Jesus is advising us to do the same this morning.  Jesus says that all who are weary of heavy burdens should come to him, for he will give you rest; and that they should take on his yoke, because “For my yoke is easy, and my burden light”.  Jesus was referring to the onerous burden that the 565 + rules of the Mosaic Law, particularly as amplified and taught by the Pharisees, placed on the Jewish people.   

Now I ask you, is it any different today?  What a heavy burden society place on us today.  We work, we are taxed, we have mortgages, cars, boats, activities, social obligations, family obligations, sports, and on and on;  And most of it has to do with “doing the right thing by our families”.  On top of that, we try to observe all the rules and regulations of our Faith.  Our burdens are heavy.  But just like the Pharisees and those who accepted their burden, we don’t really get to know God in all of that.   

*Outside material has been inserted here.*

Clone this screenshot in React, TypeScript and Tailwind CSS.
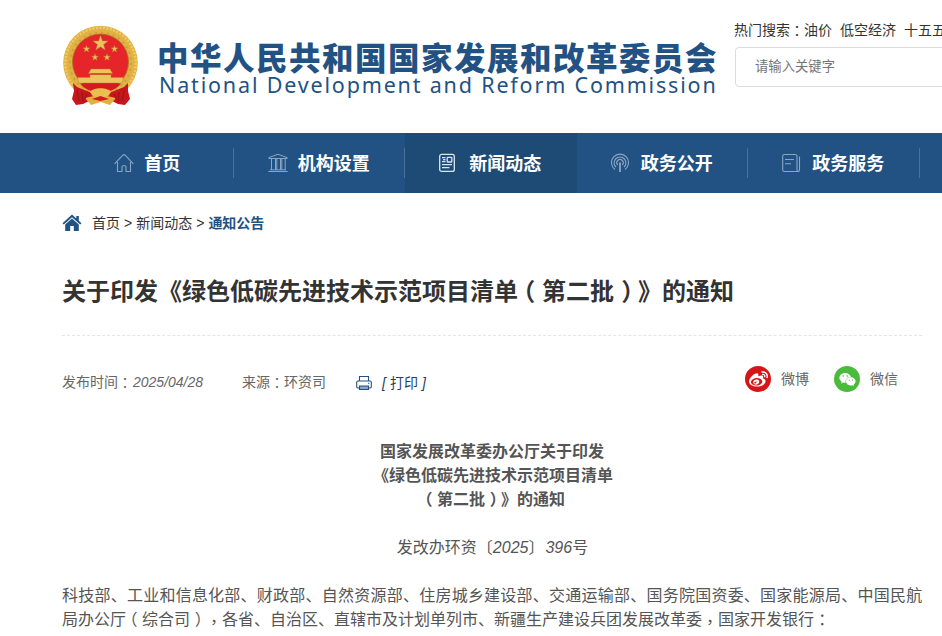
import React from "react";
import { FaWeibo, FaWeixin } from "react-icons/fa";

const star = (cx: number, cy: number, r: number) =>
  Array.from({ length: 10 }, (_, i) => {
    const a = (Math.PI / 5) * i - Math.PI / 2;
    const d = i % 2 ? r * 0.4 : r;
    return `${(cx + Math.cos(a) * d).toFixed(2)},${(cy + Math.sin(a) * d).toFixed(2)}`;
  }).join(" ");

// the TC glyphs sit in the middle of their cell
const Colon = () => (
  <span lang="zh-TW" className="relative top-px font-['Noto_Sans_CJK_TC'] leading-[0]">
    ：
  </span>
);
const Comma = () => (
  <span lang="zh-TW" className="relative top-[3px] font-['Noto_Sans_CJK_TC'] leading-[0]">
    ，
  </span>
);

const Open = () => <span className="relative -left-[0.28em]">（</span>;
const Close = () => <span className="relative left-[0.3em]">）</span>;

const Emblem = () => (
  <svg width="76" height="82" viewBox="0 0 76 82" className="shrink-0">
    <circle cx="37.5" cy="38" r="37.3" fill="#e0b145" />
    <circle cx="37.5" cy="38" r="35.2" fill="none" stroke="#f0cb5e" strokeWidth="2.5" strokeDasharray="2 1.5" />
    <circle cx="37.5" cy="38" r="30.5" fill="none" stroke="#cf9a38" strokeWidth="1.6" strokeDasharray="2 4" />
    <circle cx="37.5" cy="37" r="28" fill="#e6252b" stroke="#a9721f" strokeWidth="0.8" />
    <g fill="#eac45c" stroke="#b98328" strokeWidth="0.4">
      <polygon points={star(37.5, 18.5, 8)} />
      <polygon points={star(23.5, 24, 3.6)} />
      <polygon points={star(51.5, 24, 3.6)} />
      <polygon points={star(32, 32.3, 3.6)} />
      <polygon points={star(44, 32.3, 3.6)} />
      <path d="M28 44H47L49.5 48.5H25.5Z" />
      <path d="M27 49.5H48V52.5H60.5L59 58H16L14.5 52.5H27Z" />
    </g>
    <path d="M27 49H48" stroke="#d8201f" strokeWidth="0.8" />
    <path d="M17 58.5H58C53 65 46 67 37.5 67S22 65 17 58.5Z" fill="#d71920" />
    <path d="M10 58L14 62L29 68L46 68L61 62L65 58L65 66L67 74L62 80L55 79L47 75L28 75L20 79L13 80L9 74L11 66Z" fill="#c8161d" />
    <path d="M27 67C30 62 45 62 48 67L44 73H31Z" fill="#e9bf4f" />
    <path d="M22 73L31 71L37.5 74L44 71L53 73L47 80L37.5 77L28 80Z" fill="#e3b040" />
    <path d="M29 74L37.5 71L46 74L37.5 76Z" fill="#d01a20" />
    <path d="M14 65L16 76M19 67L20 77M24 69L22 74M61 65L59 76M56 67L55 77M51 69L53 74" stroke="#96141a" strokeWidth="1" />
  </svg>
);

const HomeIcon = () => (
  <svg width="20" height="20" viewBox="0 0 20 20" fill="none" stroke="#8ba6c2" strokeWidth="1.1">
    <path d="M.6 10.8L8.6 2.4Q10 .9 11.4 2.4L19.4 10.8" />
    <path d="M3.5 9V18.5H8V13.8Q8 12.8 9 12.8H11Q12 12.8 12 13.8V18.5H16.5V9" />
  </svg>
);

const BankIcon = () => (
  <svg width="20" height="20" viewBox="0 0 20 20" fill="none" stroke="#8ba6c2" strokeWidth="1">
    <path d="M.8 5.5V4.6L10 1.3L19.2 4.6V5.5Z" />
    <path d="M3.5 6V17M7.5 6V17M8.8 6V17M12.5 6V17M13.8 6V17M17.2 6V17M2 16.8H18M.3 18.5H19.7" />
  </svg>
);

const NewsIcon = () => (
  <svg width="20" height="20" viewBox="0 0 20 20" fill="none" stroke="#dbe5ee" strokeWidth="1.3">
    <rect x=".7" y="1.4" width="14.6" height="17" rx="2" />
    <rect x="8.2" y="4.4" width="4.6" height="4.6" rx=".6" />
    <path d="M3 4.7H6.5M3 8.7H6.5M3 11.6H13M3 14.7H10.5" />
    <path d="M4 6.7H6.5" />
  </svg>
);

const SignalIcon = () => (
  <svg width="20" height="20" viewBox="0 0 20 20" fill="none" stroke="#8ba6c2" strokeWidth="1.1">
    <path d="M4 16.5A8.5 8.5 0 1 1 14 16.5" />
    <path d="M5 14.2A5.9 5.9 0 1 1 13 14.2" />
    <path d="M6.7 12A3.2 3.2 0 1 1 11.3 12" />
    <path d="M9 9.5V19" strokeWidth="1.8" />
  </svg>
);

const ServiceIcon = () => (
  <svg width="20" height="20" viewBox="0 0 20 20" fill="none" stroke="#8ba6c2" strokeWidth="1.1">
    <path d="M2.5 1.5H13Q15 1.5 15 3.5V16.8Q15 18.5 16.4 18.5H2.5Q.7 18.5 .7 16.7V3.3Q.7 1.5 2.5 1.5Z" />
    <path d="M17.5 3.5V16.8Q17.5 18.5 16 18.5M3 6.5H12M3 10.8H9" />
  </svg>
);

const navItems = [
  { label: "首页", icon: <HomeIcon />, active: false, line: true },
  { label: "机构设置", icon: <BankIcon />, active: false, line: true },
  { label: "新闻动态", icon: <NewsIcon />, active: true, line: false },
  { label: "政务公开", icon: <SignalIcon />, active: false, line: true },
  { label: "政务服务", icon: <ServiceIcon />, active: false, line: true },
];

const Header = () => (
  <header className="flex h-[133px] pl-[63px]">
    <div className="flex w-[672px] shrink-0 pt-[25px]">
      <Emblem />
      <div className="ml-[18px] pt-[16px] whitespace-nowrap text-[#225283]">
        <div className="h-[34px] text-[31.5px] leading-[36px] font-black tracking-[1.5px]">
          中华人民共和国国家发展和改革委员会
        </div>
        <div className="pl-[2px] font-['Noto_Sans'] text-[21.5px] leading-[20px] tracking-[1.83px]">
          National Development and Reform Commission
        </div>
      </div>
    </div>
    <div className="-ml-px w-[400px] shrink-0 pt-5">
      <div className="flex h-5 gap-2 text-sm leading-5 whitespace-nowrap text-[#333]">
        <span>
          热门搜索
          <Colon />
          油价
        </span>
        <span>低空经济</span>
        <span>十五五</span>
      </div>
      <div className="mt-[7px] ml-px flex h-10 items-center rounded border border-[#dcdcdc] pl-[19px] text-[13.33px] text-[#757575]">
        请输入关键字
      </div>
    </div>
  </header>
);

const Navbar = () => (
  <nav className="flex h-[60px] bg-[#225283] pl-[62px]">
    {navItems.map((item) => (
      <div
        key={item.label}
        className={`flex w-[171.5px] shrink-0 items-center ${item.active ? "bg-[#1e4a76]" : ""}`}
      >
        <div
          className={`flex h-[30px] w-full items-center justify-center gap-[10px] border-r text-lg font-bold text-white ${
            item.line ? "border-[#4b7399]" : "border-transparent"
          }`}
        >
          {item.icon}
          <span className="pt-[2px]">{item.label}</span>
        </div>
      </div>
    ))}
  </nav>
);

const Breadcrumb = () => (
  <div className="flex h-[60px] items-center text-sm text-[#333]">
    <svg width="20" height="18" viewBox="0 0 20 18" className="mr-[10px]" fill="#225283">
      <path d="M10 .5L.5 9.2L1.8 10.4L10 3.2L18.2 10.4L19.5 9.2L16.8 6.7V2H14.3V4.4Z" />
      <path d="M10 4.6L3.2 10.6V17H8.2V12H11.8V17H16.8V10.6Z" />
    </svg>
    <span>首页</span>
    <span className="mx-1">&gt;</span>
    <span>新闻动态</span>
    <span className="mx-1">&gt;</span>
    <span className="font-bold text-[#225283]">通知公告</span>
  </div>
);

const Meta = () => (
  <div className="flex h-[92px] items-center text-sm text-[#666]">
    <span>
      发布时间
      <Colon />
      <i className="ml-px">2025/04/28</i>
    </span>
    <span className="ml-[39px]">
      来源
      <Colon />
      环资司
    </span>
    <div className="ml-[30px] flex items-center pt-[2px] text-[#225283]">
      <svg width="16" height="16" viewBox="0 0 16 16" fill="none" stroke="#225283" strokeWidth="1.1">
        <path d="M3.5 6V1.5H12.5V6" />
        <path d="M3 13H2Q.7 13 .7 11.7V7.3Q.7 6 2 6H14Q15.3 6 15.3 7.3V11.7Q15.3 13 14 13H13" />
        <path d="M3.5 11H12.5V14.5H3.5Z" fill="#8ba6c2" />
        <path d="M12 8.3H13.3" />
      </svg>
      <span className="ml-[10px] flex gap-1 text-[#1f3f6a]">
        <i>[</i>
        <span>打印</span>
        <i>]</i>
      </span>
    </div>
    <div className="mr-6 ml-auto flex items-center pb-[6px]">
      <span className="flex size-[26px] items-center justify-center rounded-full bg-[#d61518] text-white">
        <FaWeibo size={19} />
      </span>
      <span className="ml-[10px]">微博</span>
      <span className="ml-[25px] flex size-[26px] items-center justify-center rounded-full bg-[#4abb3b] text-white">
        <FaWeixin size={17} />
      </span>
      <span className="ml-[10px]">微信</span>
    </div>
  </div>
);

const Article = () => (
  <article className="mt-3 text-base leading-6 text-[#555]">
    <div className="text-center font-bold">
      <p>国家发展改革委办公厅关于印发</p>
      <p className="pl-[2px]">《绿色低碳先进技术示范项目清单</p>
      <p className="pl-[2px]">
        <Open />
        第二批
        <Close />
        》的通知
      </p>
    </div>
    <p className="mt-6 pl-px text-center">
      发改办环资〔<i>2025</i>〕<i className="ml-px">396</i>号
    </p>
    <div className="mt-6 whitespace-nowrap">
      <p className="tracking-[0.235px]">
        科技部、工业和信息化部、财政部、自然资源部、住房城乡建设部、交通运输部、国务院国资委、国家能源局、中国民航
      </p>
      <p>
        局办公厅
        <Open />
        综合司
        <Close />
        <Comma />
        各省、自治区、直辖市及计划单列市、新疆生产建设兵团发展改革委
        <Comma />
        国家开发银行
        <Colon />
      </p>
      <p className="pt-[3px] tracking-[0.235px]">
        　　为加快工业和能源低碳化，现已按照《绿色低碳先进技术示范工程实施方案》和《绿色低碳先进技术示范项目
      </p>
    </div>
  </article>
);

const App = () => {
  return (
    <div
      lang="zh-CN"
      className="h-[636px] w-[942px] overflow-hidden bg-white font-['Liberation_Sans','Noto_Sans_CJK_SC',sans-serif] [text-spacing-trim:space-all]"
    >
      <Header />
      <Navbar />
      <main className="w-[922px] pl-[62px]">
        <Breadcrumb />
        <h1 className="h-[83px] border-b border-dashed border-[#e5e5e5] pt-[21px] text-2xl leading-[36px] font-bold whitespace-nowrap text-[#333]">
          关于印发《绿色低碳先进技术示范项目清单
          <Open />
          第二批
          <Close />
          》的通知
        </h1>
        <Meta />
        <Article />
      </main>
    </div>
  );
};

export default App;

And So, Jesus words apply to us today as well.  First, we need to be meek and humble of heart.  That will eliminate a lot of the burdens.  We don’t have to compete with the Joneses.  We don’t have to match society’s expectations of the perfect family.  But, with true humility and meekness, we do need to hear God’s voice amongst all the thunder.  God’s voice begins with his Word and the scriptures; but it doesn’t end there.  Rather, God’s voice is where the scriptures lead us, and God’s voice tells us who we really are and what is really important. 

First and foremost, a relationship with Jesus is important and then, relationships with our loved ones.  Love itself is important.   

When Jesus says the yoke is easy, he means it is easy mentally more than anything else because if we are at peace with God and ourselves, then it will be easy to accept and we will be happy.  And when he says the burden will be light, he doesn’t necessarily mean literally.  Rather, He means light in the sense of whether it is bearable.  Even the heaviest of burdens are bearable if we are happy that they are the right thing for us to do.   

And so we come to understand that as Christians, we really can sing:  “Don’t Worry, Be Happy”.